2) Some combination of Malicious Communications Act 1988 / Communications Act 2003 / Protection from Harassment Act 1997 / maybe even Public Order Act or Data Protection Act.

Relevant wording of note in the letter (not quoted fully in this article) is "monetise his content...including his videos relating to the... allegations" "Use the platform to undermine the welfare of... potentially illegal behaviour"

So the above can be used to argue that this isn't just 'guilty until proven innocent'. Just my diplomatic input.

Whatever 'justice' is in this case, I want it.
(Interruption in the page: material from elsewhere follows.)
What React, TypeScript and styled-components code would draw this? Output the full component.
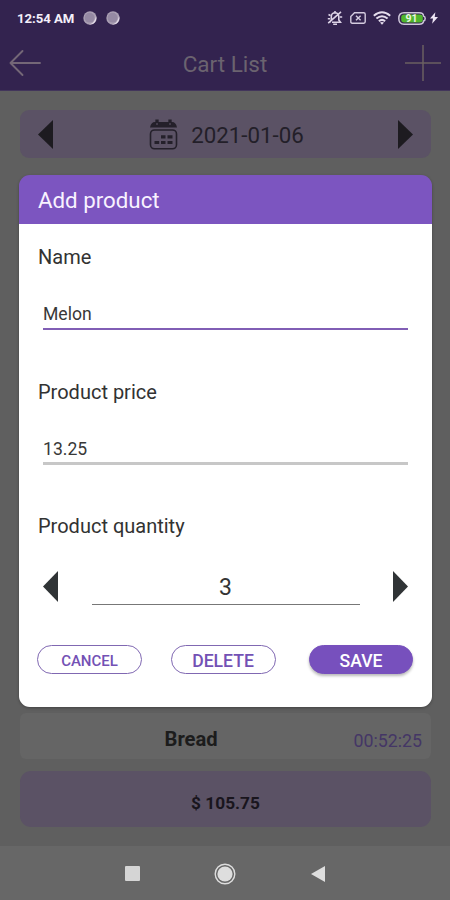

But I do worry that this is overreach, and too broad. (I don't know enough about this case to have stronger feelings, and I refuse to have the knee-jerk reaction - either way - that the vast majority of people seem to be having).

Letter: https://twitter.com/rumblevideo/status/1704584929026216118/p...

While I don't doubt the truth of this story, I wonder, how easy would it be for a platform to make up an interaction like this? Let's say I was making a free speech platform, and it was relatively unknown. If I claim I got a letter from the government asking me to do something anti-free speech, I could make a big deal about how I'm going to ignore that. Even if I made up that letter, would the government ever publicly state that the letter is false and they never sent it?